> _Your task_
Tell how many lines in the data below hold the string "styles"; give nothing but the number.
-- START Information provided --
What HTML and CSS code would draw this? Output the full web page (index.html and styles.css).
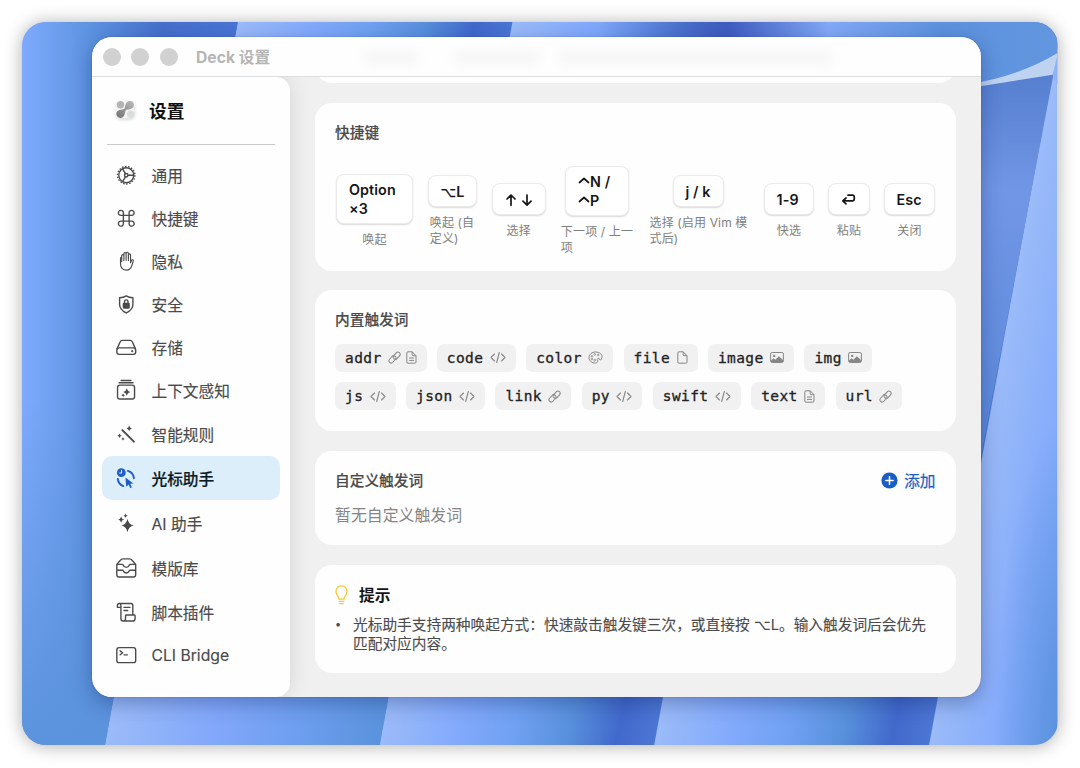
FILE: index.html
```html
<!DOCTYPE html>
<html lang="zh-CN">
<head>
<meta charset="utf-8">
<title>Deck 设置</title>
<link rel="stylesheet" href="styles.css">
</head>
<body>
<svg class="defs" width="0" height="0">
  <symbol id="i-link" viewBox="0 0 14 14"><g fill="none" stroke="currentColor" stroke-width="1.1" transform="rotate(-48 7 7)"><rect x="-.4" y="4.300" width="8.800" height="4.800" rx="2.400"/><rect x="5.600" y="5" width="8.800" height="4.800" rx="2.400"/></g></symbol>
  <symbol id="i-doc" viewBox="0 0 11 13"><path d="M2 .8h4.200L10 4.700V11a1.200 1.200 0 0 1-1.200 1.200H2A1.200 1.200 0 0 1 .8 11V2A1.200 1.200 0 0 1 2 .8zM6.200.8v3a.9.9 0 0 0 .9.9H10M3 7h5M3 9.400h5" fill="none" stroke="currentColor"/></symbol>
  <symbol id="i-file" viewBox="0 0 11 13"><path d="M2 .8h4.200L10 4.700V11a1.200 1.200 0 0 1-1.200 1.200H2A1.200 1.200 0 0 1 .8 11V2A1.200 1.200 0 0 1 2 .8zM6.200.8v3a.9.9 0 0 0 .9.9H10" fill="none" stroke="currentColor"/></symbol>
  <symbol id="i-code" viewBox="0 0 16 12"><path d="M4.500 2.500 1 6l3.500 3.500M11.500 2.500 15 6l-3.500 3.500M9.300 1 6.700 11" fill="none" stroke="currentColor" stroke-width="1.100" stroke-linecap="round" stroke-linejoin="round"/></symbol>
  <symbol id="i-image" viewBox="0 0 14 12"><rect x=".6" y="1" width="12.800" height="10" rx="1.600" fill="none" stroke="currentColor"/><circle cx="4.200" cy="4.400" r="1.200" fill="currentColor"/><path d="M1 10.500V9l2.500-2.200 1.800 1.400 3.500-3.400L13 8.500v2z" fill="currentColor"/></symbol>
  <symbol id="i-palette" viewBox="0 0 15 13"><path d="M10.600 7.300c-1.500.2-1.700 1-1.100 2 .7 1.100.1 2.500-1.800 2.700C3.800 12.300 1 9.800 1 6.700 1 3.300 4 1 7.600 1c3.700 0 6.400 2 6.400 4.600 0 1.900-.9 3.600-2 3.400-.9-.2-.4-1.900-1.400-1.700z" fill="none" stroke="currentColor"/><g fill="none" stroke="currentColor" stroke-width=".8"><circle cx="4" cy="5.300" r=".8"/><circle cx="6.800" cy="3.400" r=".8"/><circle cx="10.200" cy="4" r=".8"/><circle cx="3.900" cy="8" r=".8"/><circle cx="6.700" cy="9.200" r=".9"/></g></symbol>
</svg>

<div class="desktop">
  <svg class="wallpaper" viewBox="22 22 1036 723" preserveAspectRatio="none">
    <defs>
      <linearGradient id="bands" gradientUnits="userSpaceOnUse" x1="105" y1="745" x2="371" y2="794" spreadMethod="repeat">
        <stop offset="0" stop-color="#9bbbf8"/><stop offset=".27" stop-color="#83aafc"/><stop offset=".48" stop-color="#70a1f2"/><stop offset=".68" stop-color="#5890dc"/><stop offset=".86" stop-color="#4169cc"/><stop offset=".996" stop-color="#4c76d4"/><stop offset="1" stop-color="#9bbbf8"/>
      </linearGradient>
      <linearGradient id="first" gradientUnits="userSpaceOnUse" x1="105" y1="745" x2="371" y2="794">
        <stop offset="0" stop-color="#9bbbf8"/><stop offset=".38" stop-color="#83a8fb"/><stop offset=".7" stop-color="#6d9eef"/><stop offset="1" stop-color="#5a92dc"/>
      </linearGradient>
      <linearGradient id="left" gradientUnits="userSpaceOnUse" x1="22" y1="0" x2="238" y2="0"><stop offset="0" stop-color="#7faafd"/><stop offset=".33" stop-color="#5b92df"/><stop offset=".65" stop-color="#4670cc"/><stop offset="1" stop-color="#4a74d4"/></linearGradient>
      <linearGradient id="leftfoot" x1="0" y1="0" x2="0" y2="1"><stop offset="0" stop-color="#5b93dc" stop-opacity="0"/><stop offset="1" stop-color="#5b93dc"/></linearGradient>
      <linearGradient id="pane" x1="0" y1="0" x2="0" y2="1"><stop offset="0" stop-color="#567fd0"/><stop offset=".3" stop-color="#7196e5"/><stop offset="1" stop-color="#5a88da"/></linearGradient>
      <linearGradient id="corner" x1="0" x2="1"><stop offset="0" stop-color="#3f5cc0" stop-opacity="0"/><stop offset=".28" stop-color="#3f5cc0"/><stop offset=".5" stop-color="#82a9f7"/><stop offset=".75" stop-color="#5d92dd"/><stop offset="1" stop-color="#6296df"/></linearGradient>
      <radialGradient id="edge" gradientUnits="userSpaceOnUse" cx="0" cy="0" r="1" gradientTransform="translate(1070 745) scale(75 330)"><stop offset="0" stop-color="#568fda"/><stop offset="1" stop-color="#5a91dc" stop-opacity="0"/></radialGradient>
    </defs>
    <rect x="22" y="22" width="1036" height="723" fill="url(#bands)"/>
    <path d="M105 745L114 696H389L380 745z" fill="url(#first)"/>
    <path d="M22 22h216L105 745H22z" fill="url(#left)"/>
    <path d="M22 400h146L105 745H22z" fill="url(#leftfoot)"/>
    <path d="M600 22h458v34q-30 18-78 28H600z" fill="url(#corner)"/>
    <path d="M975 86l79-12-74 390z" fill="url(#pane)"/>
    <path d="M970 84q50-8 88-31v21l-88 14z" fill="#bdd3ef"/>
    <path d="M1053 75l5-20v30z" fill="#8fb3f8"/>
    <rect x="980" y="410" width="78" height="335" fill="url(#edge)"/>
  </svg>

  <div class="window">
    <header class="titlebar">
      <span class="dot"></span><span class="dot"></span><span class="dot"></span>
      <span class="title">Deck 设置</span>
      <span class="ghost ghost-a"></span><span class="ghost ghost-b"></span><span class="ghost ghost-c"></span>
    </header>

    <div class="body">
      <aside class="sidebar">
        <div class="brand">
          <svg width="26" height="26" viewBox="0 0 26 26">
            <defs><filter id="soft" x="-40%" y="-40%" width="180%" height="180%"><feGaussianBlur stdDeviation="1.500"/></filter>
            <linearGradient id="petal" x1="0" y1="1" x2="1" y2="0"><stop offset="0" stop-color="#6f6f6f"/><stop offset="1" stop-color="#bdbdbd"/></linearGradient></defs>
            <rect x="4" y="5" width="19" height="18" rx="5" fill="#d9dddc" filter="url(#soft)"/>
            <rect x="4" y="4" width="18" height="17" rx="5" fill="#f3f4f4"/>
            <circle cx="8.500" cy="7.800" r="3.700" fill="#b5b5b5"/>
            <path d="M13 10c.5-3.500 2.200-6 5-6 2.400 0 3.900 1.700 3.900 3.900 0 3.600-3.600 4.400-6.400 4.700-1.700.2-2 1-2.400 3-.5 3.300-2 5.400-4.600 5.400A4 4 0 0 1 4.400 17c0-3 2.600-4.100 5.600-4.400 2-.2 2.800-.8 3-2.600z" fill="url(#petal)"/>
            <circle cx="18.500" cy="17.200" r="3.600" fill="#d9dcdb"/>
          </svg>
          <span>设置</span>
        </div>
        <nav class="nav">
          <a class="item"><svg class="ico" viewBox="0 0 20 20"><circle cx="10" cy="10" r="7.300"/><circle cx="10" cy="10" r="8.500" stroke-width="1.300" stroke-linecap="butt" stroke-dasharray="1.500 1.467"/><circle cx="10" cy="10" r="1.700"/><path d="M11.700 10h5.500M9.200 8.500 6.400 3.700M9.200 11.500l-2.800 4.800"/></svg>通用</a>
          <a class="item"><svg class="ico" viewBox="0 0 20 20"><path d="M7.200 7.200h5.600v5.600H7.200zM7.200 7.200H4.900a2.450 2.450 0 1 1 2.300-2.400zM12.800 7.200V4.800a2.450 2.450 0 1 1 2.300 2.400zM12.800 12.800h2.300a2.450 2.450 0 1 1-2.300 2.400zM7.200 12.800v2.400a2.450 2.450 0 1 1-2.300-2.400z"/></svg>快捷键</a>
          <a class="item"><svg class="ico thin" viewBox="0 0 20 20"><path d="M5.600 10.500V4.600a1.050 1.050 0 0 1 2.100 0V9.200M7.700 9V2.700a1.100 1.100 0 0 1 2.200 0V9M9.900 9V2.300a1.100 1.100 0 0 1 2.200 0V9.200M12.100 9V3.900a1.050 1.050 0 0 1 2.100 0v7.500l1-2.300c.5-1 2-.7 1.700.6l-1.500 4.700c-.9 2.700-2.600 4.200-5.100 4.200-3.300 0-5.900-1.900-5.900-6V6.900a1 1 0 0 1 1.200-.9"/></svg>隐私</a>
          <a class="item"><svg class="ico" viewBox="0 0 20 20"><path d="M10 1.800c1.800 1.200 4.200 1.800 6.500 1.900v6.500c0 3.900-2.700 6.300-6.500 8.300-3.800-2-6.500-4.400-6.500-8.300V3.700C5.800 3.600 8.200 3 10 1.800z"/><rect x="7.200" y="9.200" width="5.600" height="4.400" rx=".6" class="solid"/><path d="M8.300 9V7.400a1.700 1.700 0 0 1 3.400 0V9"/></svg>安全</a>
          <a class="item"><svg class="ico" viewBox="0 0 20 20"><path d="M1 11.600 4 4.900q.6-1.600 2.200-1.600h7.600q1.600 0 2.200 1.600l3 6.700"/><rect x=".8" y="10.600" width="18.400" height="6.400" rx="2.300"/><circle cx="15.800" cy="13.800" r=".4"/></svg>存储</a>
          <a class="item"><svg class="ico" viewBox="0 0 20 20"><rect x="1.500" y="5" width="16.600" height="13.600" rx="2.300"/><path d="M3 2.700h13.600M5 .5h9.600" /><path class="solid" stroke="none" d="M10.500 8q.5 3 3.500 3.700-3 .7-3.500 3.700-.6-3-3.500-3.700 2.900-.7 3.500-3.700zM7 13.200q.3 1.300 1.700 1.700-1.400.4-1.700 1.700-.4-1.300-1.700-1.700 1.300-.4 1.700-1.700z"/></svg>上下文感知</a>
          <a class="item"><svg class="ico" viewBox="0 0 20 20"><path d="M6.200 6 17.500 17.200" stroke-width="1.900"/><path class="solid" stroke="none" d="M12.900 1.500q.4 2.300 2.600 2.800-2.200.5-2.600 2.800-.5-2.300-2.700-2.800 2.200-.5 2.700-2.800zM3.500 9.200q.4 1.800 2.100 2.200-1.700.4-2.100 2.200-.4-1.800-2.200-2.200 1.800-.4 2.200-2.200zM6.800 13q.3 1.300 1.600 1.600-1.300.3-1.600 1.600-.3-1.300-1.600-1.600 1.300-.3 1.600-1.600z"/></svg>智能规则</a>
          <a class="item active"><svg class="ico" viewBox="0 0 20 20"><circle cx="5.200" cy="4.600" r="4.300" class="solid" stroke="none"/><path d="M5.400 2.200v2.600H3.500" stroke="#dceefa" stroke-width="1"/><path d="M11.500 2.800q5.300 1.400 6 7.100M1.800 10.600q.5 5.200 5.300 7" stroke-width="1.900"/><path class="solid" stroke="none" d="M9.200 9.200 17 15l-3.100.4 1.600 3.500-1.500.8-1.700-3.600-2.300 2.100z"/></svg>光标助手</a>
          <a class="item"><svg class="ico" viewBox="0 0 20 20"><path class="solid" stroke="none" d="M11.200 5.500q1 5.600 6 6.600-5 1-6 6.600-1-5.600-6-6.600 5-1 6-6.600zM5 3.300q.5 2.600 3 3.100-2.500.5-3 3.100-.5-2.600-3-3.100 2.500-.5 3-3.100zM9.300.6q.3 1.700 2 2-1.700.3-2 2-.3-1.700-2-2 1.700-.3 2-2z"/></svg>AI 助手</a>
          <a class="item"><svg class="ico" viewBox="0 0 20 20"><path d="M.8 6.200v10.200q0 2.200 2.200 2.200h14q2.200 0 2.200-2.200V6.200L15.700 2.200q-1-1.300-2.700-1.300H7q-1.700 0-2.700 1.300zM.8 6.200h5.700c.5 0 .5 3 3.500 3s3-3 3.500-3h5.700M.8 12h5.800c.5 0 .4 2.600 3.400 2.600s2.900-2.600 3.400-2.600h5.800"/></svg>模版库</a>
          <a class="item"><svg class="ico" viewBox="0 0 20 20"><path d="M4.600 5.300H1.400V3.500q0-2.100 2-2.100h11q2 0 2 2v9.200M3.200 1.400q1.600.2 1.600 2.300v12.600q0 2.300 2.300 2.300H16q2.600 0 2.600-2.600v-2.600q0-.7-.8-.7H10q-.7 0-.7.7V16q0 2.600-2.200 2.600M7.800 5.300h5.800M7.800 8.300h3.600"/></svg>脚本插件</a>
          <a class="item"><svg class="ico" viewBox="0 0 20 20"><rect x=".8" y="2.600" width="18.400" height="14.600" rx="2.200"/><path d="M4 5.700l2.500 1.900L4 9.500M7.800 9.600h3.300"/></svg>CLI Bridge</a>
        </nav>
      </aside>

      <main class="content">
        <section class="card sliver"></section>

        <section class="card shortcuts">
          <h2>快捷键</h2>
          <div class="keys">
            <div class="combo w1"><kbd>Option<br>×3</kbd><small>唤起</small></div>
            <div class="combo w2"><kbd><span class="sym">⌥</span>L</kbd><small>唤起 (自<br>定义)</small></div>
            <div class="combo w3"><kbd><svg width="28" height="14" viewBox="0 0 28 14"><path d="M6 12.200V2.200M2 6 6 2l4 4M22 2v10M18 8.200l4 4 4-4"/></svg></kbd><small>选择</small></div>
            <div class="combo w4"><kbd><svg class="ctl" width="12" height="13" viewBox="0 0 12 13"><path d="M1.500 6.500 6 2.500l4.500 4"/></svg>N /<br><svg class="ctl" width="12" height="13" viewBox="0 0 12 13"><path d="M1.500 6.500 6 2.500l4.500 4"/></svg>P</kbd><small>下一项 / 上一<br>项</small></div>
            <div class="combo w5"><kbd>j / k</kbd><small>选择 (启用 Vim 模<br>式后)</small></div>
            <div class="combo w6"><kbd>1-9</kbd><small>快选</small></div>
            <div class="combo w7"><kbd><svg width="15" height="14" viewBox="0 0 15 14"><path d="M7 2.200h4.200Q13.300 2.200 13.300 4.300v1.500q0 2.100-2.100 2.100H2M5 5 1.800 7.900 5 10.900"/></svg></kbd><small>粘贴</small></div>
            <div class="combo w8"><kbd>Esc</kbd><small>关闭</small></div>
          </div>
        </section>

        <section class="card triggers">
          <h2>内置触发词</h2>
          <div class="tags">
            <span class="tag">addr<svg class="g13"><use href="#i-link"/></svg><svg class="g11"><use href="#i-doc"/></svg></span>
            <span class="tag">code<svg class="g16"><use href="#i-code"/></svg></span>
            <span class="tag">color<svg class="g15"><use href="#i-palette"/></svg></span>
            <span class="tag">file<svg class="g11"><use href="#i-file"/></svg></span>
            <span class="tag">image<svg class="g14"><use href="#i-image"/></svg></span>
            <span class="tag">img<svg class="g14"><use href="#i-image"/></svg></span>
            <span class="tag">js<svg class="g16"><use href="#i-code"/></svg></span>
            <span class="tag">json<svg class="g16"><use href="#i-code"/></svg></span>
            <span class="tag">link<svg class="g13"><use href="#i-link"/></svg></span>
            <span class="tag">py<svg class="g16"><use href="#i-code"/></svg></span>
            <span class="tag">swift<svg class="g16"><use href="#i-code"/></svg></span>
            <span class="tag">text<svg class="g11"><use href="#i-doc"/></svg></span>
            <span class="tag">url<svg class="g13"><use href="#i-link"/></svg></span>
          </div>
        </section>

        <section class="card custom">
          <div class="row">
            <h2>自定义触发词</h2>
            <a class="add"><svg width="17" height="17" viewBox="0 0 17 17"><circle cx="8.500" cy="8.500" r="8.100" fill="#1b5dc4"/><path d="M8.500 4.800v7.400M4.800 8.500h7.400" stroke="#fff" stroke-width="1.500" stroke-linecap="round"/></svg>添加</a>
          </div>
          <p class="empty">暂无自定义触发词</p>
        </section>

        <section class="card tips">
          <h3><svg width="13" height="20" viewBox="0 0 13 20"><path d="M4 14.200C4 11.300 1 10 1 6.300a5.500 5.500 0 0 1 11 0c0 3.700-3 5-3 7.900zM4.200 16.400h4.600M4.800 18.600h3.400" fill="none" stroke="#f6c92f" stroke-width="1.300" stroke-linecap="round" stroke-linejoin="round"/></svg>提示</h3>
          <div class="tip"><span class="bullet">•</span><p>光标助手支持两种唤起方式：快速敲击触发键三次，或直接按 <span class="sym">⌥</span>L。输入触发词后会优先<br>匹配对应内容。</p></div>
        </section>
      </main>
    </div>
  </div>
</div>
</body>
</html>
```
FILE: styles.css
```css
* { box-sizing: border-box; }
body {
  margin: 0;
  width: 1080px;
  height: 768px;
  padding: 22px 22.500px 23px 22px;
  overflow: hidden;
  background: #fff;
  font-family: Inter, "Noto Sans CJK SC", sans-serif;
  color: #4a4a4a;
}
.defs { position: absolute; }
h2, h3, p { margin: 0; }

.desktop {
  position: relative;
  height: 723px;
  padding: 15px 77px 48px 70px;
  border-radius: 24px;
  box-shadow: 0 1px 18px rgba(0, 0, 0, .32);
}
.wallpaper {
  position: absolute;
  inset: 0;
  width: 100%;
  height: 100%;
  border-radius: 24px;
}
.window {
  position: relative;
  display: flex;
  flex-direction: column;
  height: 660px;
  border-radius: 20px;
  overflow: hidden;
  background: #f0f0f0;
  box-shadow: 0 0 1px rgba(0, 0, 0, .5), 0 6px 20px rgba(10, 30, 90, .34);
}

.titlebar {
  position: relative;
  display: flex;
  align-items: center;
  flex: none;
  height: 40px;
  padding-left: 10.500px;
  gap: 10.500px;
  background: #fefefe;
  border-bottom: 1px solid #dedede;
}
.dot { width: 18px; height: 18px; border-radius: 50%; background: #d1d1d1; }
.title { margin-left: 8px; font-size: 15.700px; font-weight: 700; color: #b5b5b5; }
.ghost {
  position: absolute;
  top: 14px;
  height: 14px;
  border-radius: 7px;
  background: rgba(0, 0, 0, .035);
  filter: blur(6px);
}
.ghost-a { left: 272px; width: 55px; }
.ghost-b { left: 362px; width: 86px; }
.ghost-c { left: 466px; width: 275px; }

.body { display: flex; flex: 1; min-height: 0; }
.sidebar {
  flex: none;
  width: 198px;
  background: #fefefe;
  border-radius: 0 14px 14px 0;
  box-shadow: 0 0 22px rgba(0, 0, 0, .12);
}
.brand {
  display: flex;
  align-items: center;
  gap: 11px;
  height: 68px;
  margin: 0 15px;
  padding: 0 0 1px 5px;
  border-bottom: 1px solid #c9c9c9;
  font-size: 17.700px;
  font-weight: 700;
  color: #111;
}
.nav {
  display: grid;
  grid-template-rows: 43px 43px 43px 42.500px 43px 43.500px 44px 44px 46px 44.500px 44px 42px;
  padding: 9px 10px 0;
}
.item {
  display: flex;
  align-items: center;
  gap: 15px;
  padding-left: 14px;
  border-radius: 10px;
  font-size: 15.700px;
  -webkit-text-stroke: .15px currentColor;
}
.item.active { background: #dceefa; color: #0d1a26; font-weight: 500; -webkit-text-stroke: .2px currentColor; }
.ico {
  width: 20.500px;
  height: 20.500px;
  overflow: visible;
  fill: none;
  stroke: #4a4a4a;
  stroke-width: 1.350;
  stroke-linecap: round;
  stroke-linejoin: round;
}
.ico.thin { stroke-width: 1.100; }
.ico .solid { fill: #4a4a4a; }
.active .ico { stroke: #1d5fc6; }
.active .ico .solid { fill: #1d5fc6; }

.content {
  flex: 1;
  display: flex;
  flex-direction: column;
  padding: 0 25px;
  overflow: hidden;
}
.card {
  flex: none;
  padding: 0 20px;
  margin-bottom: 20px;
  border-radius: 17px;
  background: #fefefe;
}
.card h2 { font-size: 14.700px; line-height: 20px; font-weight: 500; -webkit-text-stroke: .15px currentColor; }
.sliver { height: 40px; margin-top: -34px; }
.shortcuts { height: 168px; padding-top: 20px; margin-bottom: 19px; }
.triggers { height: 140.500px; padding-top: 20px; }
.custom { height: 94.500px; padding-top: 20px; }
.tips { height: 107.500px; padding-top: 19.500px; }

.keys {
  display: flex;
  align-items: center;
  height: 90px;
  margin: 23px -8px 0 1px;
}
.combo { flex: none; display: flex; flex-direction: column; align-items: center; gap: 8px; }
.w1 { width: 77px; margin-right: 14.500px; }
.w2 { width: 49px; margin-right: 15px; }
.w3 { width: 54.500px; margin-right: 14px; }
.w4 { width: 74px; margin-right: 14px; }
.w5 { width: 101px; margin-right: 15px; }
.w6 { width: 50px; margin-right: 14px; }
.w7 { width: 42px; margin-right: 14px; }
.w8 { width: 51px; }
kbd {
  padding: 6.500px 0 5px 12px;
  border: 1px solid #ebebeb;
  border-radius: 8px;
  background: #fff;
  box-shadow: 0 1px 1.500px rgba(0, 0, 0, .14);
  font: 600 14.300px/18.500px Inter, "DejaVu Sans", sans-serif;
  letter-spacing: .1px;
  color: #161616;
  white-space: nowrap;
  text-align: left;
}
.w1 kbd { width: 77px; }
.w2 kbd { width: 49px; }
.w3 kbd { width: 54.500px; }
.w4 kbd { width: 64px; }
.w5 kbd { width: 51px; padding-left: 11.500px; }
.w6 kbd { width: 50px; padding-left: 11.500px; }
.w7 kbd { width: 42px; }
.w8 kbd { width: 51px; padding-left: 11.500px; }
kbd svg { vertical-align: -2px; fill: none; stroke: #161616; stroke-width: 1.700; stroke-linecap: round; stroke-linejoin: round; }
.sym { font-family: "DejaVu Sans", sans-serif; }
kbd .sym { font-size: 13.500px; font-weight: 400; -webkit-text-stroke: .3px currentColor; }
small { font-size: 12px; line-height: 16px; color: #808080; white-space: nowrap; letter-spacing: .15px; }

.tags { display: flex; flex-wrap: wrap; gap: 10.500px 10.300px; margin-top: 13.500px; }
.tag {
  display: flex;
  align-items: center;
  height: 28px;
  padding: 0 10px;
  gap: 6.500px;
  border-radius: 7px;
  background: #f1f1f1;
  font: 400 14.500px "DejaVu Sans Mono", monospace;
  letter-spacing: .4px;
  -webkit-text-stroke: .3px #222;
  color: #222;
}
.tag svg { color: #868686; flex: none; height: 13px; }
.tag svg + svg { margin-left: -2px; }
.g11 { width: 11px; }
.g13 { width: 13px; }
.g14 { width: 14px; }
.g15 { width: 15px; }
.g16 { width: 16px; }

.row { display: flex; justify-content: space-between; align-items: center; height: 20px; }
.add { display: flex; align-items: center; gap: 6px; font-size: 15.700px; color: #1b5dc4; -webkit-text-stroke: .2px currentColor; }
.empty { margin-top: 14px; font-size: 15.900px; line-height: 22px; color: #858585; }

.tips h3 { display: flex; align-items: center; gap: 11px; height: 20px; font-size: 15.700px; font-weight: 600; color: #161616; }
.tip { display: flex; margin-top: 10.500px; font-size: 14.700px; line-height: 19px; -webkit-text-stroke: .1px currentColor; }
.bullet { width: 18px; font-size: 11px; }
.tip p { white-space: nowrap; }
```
-- END Information provided --
> _Result of this task_
3